Excel for Windows and Excel for the Macintosh use different date systems as
their default. For more information, see NOW.
Examples

DATEDIF("2001/1/1","2003/1/1","Y") equals 2, or two complete years in the
period.

DATEDIF("2001/6/1","2002/8/15","D") equals 440, or 440 days between June 1,
2001, and August 15, 2002.

DATEDIF("2001/6/1","2002/8/15","YD") equals 75, or 75 days between June 1
and August 15, ignoring the years of the dates.

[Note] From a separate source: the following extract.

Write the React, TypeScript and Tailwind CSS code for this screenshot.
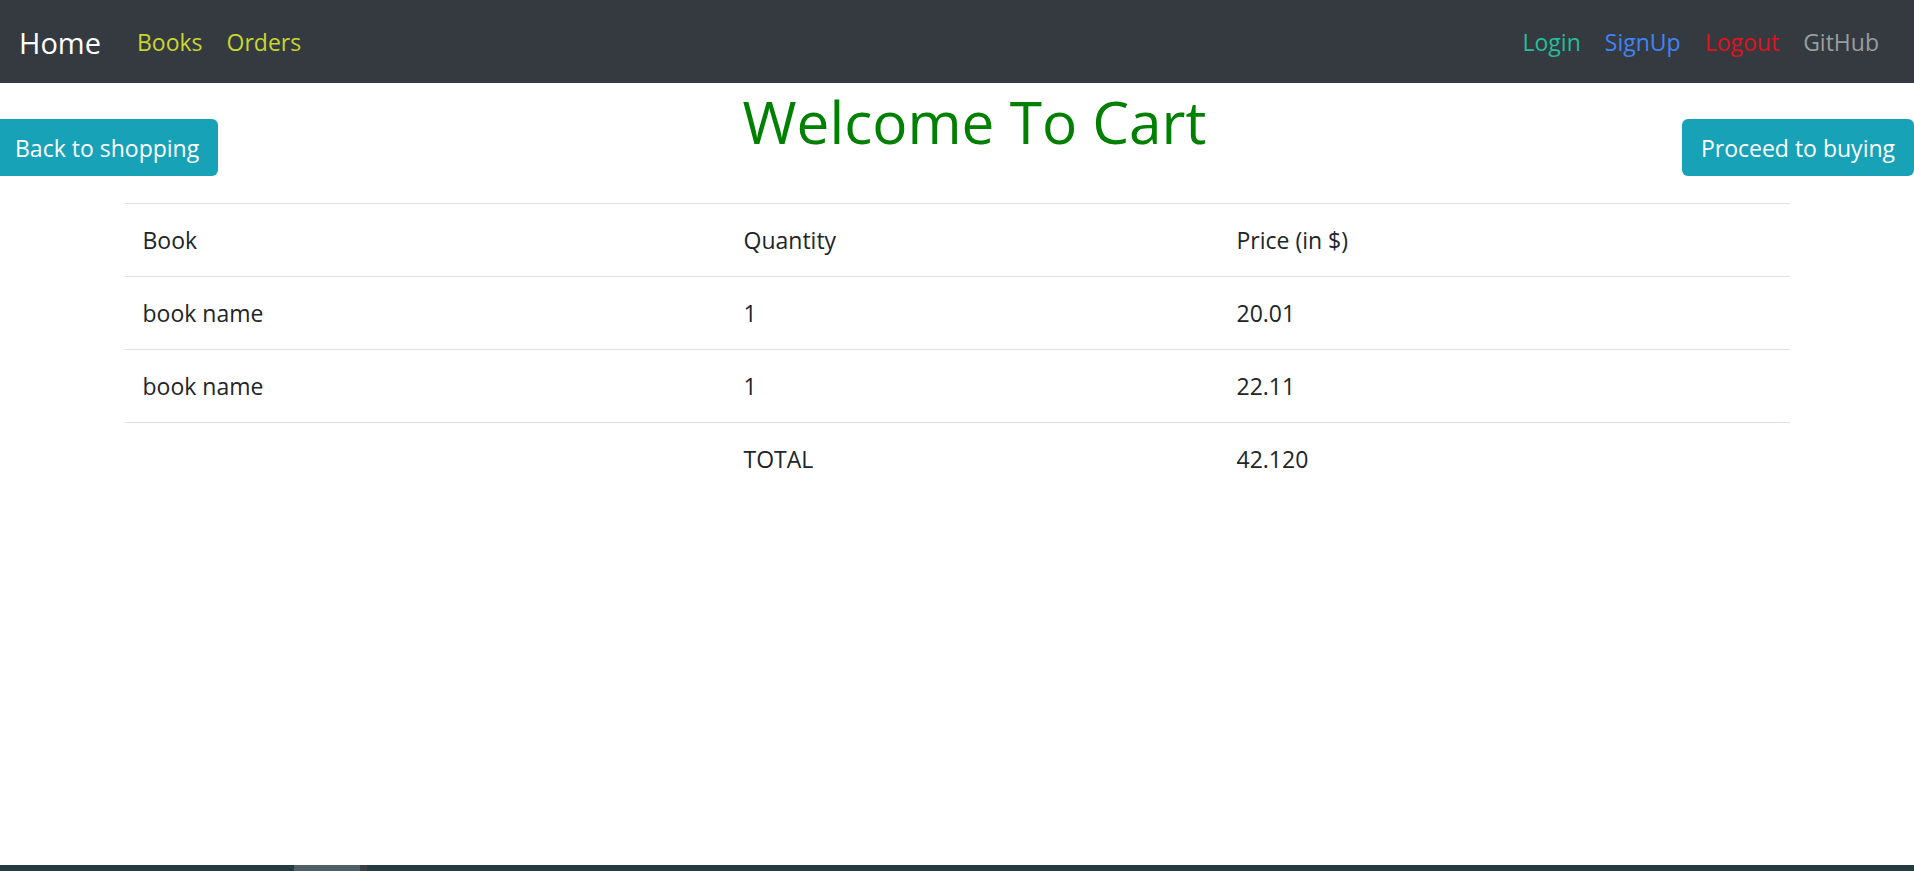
const font = "font-['Open_Sans',_'Noto_Sans',_sans-serif]";

const rows = [
  { name: "book name", qty: "1", price: "20.01" },
  { name: "book name", qty: "1", price: "22.11" },
];

function Row({ cells }: { cells: string[] }) {
  return (
    <div className="grid grid-cols-[601px_493px_1fr] border-t border-[#dee2e6]">
      {cells.map((c, i) => (
        <div key={i} className="px-[18px] py-[18px] leading-[36px] text-[23px] text-[#212529]">
          {c}
        </div>
      ))}
    </div>
  );
}

export default function App() {
  return (
    <div className={`flex h-screen flex-col bg-white ${font}`}>
      <nav className="flex h-[83px] items-center bg-[#343a40] pt-[2px] pl-[19px] pr-[23px]">
        <a className="mr-[24px] text-[29px] leading-[45px] text-white">Home</a>
        <a className="px-[12px] text-[23px] text-[#c9d530]">Books</a>
        <a className="px-[12px] text-[23px] text-[#c9d530]">Orders</a>
        <div className="ml-auto flex items-center text-[23px]">
          <a className="px-[12px] text-[#27bd9c]">Login</a>
          <a className="px-[12px] text-[#4283f5]">SignUp</a>
          <a className="px-[12px] text-[#e0111c]">Logout</a>
          <a className="px-[12px] text-[#9a9da0]">GitHub</a>
        </div>
      </nav>

      <div className="flex items-start">
        <button className="mt-[36px] w-[218px] rounded-r-[6px] bg-[#17a2b8] py-[10.5px] pl-[15px] text-left text-[23px] leading-[36px] text-white">
          Back to shopping
        </button>
        <h1 className="mt-[2px] flex-1 pl-[49px] text-center text-[58.5px] leading-[72px] text-[#008000]">
          Welcome To Cart
        </h1>
        <button className="mt-[36px] w-[232px] rounded-[6px] bg-[#17a2b8] py-[10.5px] text-center text-[23px] leading-[36px] text-white">
          Proceed to buying
        </button>
      </div>

      <div className="mx-auto mt-[27px] w-[1665px]">
        <Row cells={["Book", "Quantity", "Price (in $)"]} />
        {rows.map((r, i) => (
          <Row key={i} cells={[r.name, r.qty, r.price]} />
        ))}
        <Row cells={["", "TOTAL", "42.120"]} />
      </div>

      <div className="mt-auto flex h-[6px]">
        <div className="w-[294px] bg-[#233b42]" />
        <div className="w-[66px] bg-[#4e6066]" />
        <div className="w-[7px] bg-[#3a3f44]" />
        <div className="flex-1 bg-[#233b42]" />
      </div>
    </div>
  );
}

DATEDIF("2001/6/1","2002/8/15","MD") equals 14, or the difference between 1
and 15 — the day of start_date and the day of end_date — ignoring the
months and the years of the dates.
 
D

David Biddulph

Excel 2000 is the one version in which Excel help *does* include the DATEDIF
function. For other Excel versions, although the function is in Excel it is
the one function which Help omits (for an unknown reason), so the usual
source of information is http://www.cpearson.com/excel/datedif.htm

Note that it is not "DatedIF" (a derivative of IF), but DATEDIF, in other
words a DATE DIFference.
 
G

Guest

YOu can use this formula to calculate age:

=ROUND((TODAY()-A1)/365.254,2)

If you prefer not to round it to 2 decimal places use the following:

=(TODAY()-A1)/365.254

Formula assumes the date is in cell A1
 
G

Guest

Thanks very much for all your replys.